2. Most circuit courts have concluded that an act in violation of the automatic stay is void. See, e.g., Yorke v. Citibank, N.A. (In re BNT Terminals, Inc.), 125 B.R. 963, 971 (Bankr. N.D. Ill. 1990)(cites therein). Courts in this Circuit are split on whether such acts are void or voidable. Riley v. United States, 192 B.R. 727, 729 (E.D. Mo. 1995)(act in violation of stay is void); In re Rhodes, 147 B.R. 492, 494 (Bankr. W.D. Ark, 1992, aff'd, Rhodes v. I.R.S. (In re Rhodes), 155 B.R. 491 (W.D. Ark. 1993); Claussen v. Brookings County (In re Claussen), 118 B.R. 1009, 1014( Bankr. D.S.D. 1990)(Ecker, J.); and Rose v. Carlson (In re Rose), 113 B.R. 534, 537 (W.D. Mo. 1990). Compare Snydergeneral Corp. v. Gibson (In re Gibson), 149 B.R. 562, 573 n.7 (Bankr. D. Minn. 1993)(acts in violation of stay are voidable but not void per se); and Germer v. Farmers State Bank (In re Germer), 107 B.R. 217, 220 (Bankr. D. Neb. 1989).

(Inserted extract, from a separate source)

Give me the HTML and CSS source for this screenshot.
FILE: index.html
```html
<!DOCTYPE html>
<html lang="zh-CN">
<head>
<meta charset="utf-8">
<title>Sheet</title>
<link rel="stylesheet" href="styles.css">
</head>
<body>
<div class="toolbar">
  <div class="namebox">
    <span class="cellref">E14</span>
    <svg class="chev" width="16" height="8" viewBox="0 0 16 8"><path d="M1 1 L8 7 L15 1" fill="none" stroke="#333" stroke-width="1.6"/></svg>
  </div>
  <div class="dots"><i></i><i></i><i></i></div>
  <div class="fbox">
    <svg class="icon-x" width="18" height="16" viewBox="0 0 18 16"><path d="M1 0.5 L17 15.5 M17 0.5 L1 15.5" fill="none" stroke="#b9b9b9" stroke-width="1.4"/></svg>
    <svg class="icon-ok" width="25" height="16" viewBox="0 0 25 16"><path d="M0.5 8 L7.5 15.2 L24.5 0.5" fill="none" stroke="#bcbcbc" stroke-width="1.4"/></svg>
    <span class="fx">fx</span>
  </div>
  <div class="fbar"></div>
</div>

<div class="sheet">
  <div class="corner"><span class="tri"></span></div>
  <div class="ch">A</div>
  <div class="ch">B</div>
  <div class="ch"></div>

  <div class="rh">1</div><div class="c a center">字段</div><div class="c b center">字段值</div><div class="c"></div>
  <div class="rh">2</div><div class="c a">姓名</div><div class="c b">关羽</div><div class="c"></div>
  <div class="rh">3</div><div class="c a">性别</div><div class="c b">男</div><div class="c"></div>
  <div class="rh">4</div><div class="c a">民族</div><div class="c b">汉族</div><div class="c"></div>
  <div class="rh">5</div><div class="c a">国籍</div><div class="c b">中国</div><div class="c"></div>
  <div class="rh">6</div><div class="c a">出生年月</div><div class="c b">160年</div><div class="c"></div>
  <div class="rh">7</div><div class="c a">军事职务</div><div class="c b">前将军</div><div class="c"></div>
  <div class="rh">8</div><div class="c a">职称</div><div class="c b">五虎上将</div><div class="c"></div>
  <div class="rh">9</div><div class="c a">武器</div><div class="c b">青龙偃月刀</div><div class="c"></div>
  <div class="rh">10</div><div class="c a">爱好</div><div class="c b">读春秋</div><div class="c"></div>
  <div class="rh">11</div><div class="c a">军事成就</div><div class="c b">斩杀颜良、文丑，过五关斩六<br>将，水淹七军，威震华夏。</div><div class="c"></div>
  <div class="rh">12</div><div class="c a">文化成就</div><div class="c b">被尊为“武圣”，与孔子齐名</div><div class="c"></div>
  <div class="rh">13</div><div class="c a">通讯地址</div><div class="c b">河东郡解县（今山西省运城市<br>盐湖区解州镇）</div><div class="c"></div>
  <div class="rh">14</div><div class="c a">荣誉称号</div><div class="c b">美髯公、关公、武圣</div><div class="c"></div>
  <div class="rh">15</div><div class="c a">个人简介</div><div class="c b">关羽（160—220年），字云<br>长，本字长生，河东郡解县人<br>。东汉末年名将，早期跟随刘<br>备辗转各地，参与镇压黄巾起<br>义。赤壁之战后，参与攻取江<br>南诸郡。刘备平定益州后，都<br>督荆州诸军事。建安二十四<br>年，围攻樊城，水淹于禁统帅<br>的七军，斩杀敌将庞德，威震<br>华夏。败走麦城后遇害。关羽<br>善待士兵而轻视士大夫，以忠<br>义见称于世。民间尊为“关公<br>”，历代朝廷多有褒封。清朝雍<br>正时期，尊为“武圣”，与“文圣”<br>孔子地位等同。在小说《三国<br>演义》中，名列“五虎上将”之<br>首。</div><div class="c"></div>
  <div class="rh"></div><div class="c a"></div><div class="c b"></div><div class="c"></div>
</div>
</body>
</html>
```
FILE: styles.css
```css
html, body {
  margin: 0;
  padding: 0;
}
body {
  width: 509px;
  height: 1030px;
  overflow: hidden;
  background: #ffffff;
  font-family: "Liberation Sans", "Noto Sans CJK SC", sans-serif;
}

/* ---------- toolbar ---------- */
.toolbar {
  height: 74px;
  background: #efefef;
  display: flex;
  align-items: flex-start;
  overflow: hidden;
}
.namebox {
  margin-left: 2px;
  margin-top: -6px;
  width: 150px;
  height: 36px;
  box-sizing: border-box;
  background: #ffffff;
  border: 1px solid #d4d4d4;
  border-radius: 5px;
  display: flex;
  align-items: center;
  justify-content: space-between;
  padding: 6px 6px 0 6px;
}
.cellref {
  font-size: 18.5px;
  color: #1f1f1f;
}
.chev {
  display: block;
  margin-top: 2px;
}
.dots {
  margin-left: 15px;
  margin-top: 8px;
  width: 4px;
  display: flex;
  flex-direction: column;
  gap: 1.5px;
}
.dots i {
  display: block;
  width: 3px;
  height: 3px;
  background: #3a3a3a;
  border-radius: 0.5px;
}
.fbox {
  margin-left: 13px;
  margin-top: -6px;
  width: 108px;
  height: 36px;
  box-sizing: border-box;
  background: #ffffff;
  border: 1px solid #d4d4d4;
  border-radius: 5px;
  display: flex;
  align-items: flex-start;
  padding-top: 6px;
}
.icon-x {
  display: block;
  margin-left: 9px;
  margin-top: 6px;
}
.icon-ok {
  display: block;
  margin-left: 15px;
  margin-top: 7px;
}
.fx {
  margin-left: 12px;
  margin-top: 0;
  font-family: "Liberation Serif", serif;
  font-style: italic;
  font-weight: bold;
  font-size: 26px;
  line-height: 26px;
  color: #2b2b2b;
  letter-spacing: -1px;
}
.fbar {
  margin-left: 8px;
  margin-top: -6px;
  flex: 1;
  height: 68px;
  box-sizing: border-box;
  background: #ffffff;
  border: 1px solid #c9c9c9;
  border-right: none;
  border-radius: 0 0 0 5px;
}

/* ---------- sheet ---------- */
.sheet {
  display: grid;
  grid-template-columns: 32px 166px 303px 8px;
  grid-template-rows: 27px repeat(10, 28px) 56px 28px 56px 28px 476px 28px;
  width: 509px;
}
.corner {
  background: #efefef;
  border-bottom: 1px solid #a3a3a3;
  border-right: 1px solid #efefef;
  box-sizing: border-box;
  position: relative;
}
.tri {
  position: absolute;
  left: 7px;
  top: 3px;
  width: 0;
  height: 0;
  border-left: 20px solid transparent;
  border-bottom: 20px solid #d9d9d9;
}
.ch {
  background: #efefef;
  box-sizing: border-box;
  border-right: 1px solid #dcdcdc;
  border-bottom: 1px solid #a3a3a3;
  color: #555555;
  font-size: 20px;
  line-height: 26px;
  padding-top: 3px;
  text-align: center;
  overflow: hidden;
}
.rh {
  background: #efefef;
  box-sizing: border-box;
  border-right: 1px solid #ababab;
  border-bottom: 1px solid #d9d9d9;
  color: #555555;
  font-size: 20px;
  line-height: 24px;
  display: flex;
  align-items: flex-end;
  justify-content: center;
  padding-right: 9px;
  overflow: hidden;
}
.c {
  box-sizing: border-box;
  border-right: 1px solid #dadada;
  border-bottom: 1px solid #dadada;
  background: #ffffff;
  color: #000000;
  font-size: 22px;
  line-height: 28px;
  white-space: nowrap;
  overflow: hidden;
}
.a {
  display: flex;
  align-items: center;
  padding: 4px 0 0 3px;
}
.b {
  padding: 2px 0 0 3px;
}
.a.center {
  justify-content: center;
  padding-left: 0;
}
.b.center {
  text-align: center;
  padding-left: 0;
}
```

3. The Court finds no merit in distinguishing between the two types of relief provided by the Code at this time. For a discussion of acts that are void as violations of the automatic stay and acts that are voidable as post-petition transfers of estate property see Schwartz v. United States (In re Schwartz), 964 F.2d 549 (9th Cir. 1992).